I just don’t know what to say. I feel bad because I want to say something but I don’t know what.
Me too. I forgot to tell the person who said she wasn’t turning sixty, but sexty, I thought that was funny. And others, I forgot to respond.
Same here. I’m more of a reader of the forum than a poster. It makes me feel kinda weird though, knowing who everyone is without anyone knowing me.
When I do post, it’s just to complain about how badly I feel, which doesn’t really help anybody.
When I don’t know what to say but would like to comment I often hit the like button
Yeah me too. I talk about myself, and though I try to be helpful to others, I find myself not knowing what to say, or being afraid to speak. And it’s not just posts asking for help. Even in the lounge I don’t know what to say, or am afraid to say anything. I feel that if I could post more to other people’s topics, I wouldn’t be hated as much.
It’s the same way with every forum or chatroom I participate in.
I had also this in the first half year since joined but now i’m cool
I recognize your profile picture, so I know I’ve seen you post something at least twice. Do you know who I am? I don’t respond to people’s stuff very often either.
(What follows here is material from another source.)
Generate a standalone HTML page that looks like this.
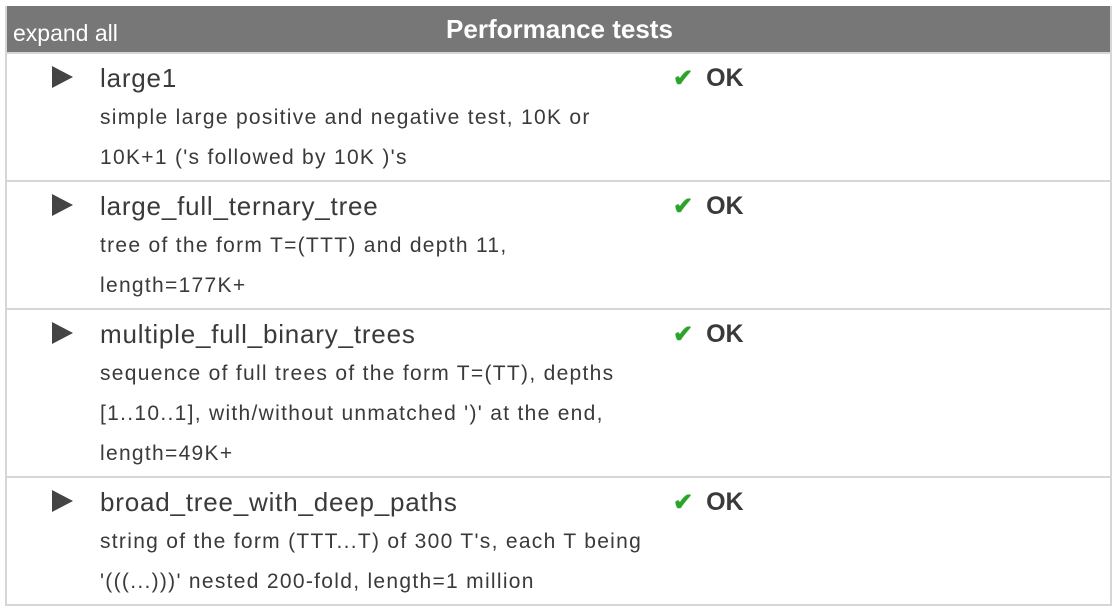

I just responded to someone and I feel like what I said was all wrong. Maybe it’s part of my OCD. But the problem is that this doesn’t explain why I am hated.
You’re not hated
And you can delete your own posts now after longer than one hour,
I know. I’m torn because I don’t want people to feel ignored but also maybe I shouldn’t have said anything. I am hated though.
I often say Inappropriate things. I say what’s ever on my mind
Reality checking: I don’t know you but i read most of the day this forum and i noticed some of your posts, you have no reason to think you’re hated here
I hear you but I don’t believe it. That’s okay though I will try not to worry about it too much.
I think I’m hated too. Hopefully just paranoia. I’m sure you aren’t hated!
You’re probably not hated. I dunno I just feel like I am and that people are tired of me being here. Well not just here, but generally in every group or forum, chatroom, etc.
I recognize your name and picture too. I think I remember you posted some artwork of yours before.
I just checked and I’ve made about 400 posts since December. Apparently I post a lot more than I thought. I really do wish I could be more helpful to other people though, but maybe I’m just not there yet in terms of my recovery. My illness is still pretty new, and I spend lots of time feeling sad and hopeless about it. So maybe when things get better I’ll have more positive things to say.
I’m still bad at reading and understanding some posts so i just quote a little text and talk about that
Yes, I post a lot of my artwork. That’s probably what most people know me for on here.